Find all 3-digit positive integers $\overline{abc}$ such that \[ \overline{abc} = abc(a+b+c) , \] where $\overline{abc}$ is the decimal representation of the number.
Problem
Source: JBMO 2005, Problem 4
Tags: number theory proposed, number theory
silouan
30.10.2005 12:07
The condition is equivalent to: $100a+10b+c=abc(a+b+c)$ <=> $9(11a+b)=(a+b+c)(abc-1)$ Now the cases: i) if $a+b+c=9k$ with $k\leq 3$ .If $a+b+c=9$ the solutions are $a=1,b=3,c=5$ and another solution $a=1,b=c=4$. If $a+b+c=18$ there are no solutions. If $a+b+c=27$ then again there exist no solutions. ii) if $abc-1=9m$, then again there are no solutions iii) if $a+b+c=3n$, $n\leq 8$ and the same time $abc-1=3l$. After all the tests and tries we have one more solution for $a=1,b=c=4$. So there exist two numbers.
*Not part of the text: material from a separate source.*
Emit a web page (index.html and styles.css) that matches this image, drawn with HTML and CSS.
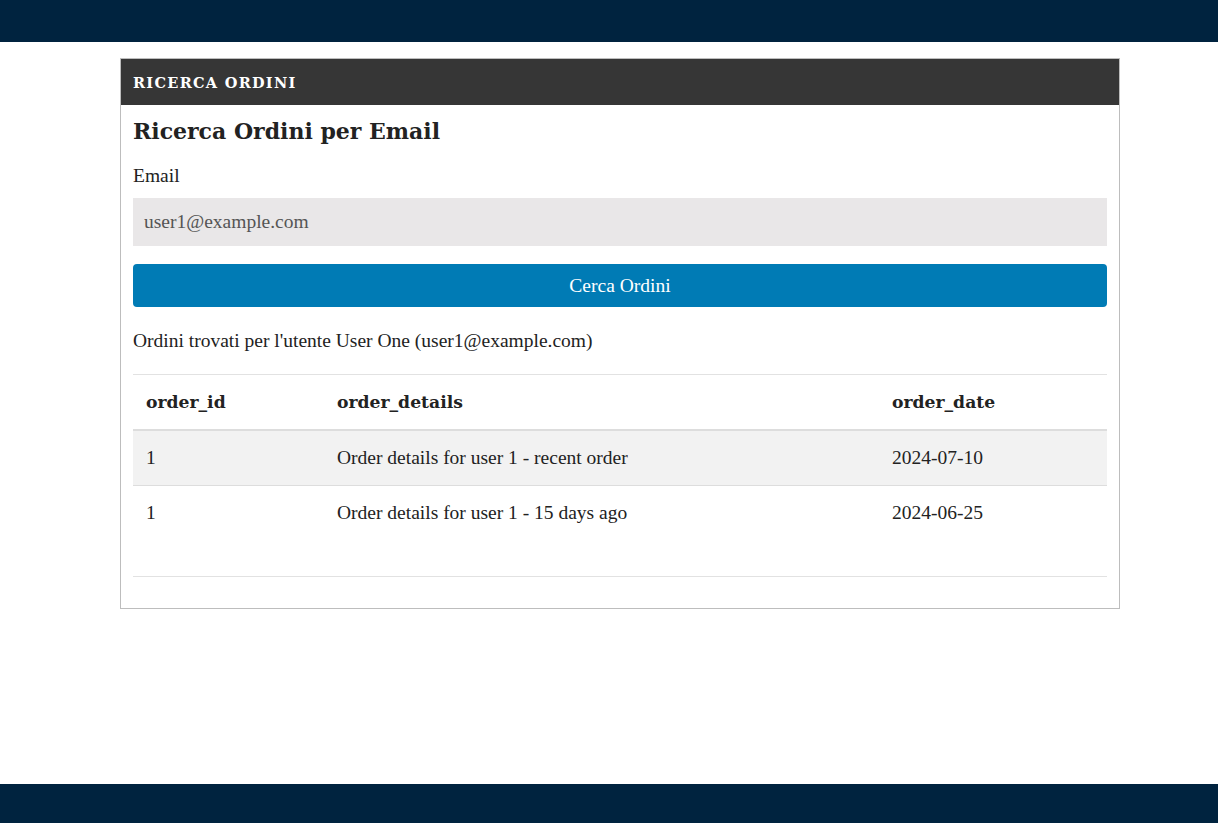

The numbers $135$ and $144$. This is a problem very boring why you always try and test cases
huashiliao2020
17.03.2023 05:46
silouan wrote: The condition is equivalent to: $100a+10b+c=abc(a+b+c)$ <=> $9(11a+b)=(a+b+c)(abc-1)$ Now the cases: i) if $a+b+c=9k$ with $k\leq 3$ .If $a+b+c=9$ the solutions are $a=1,b=3,c=5$ and another solution $a=1,b=c=4$. If $a+b+c=18$ there are no solutions. If $a+b+c=27$ then again there exist no solutions. ii) if $abc-1=9m$, then again there are no solutions iii) if $a+b+c=3n$, $n\leq 8$ and the same time $abc-1=3l$. After all the tests and tries we have one more solution for $a=1,b=c=4$. So there exist two numbers. The numbers $135$ and $144$. This is a problem very boring why you always try and test cases anyone have a better solution without trial and error casework tons of times?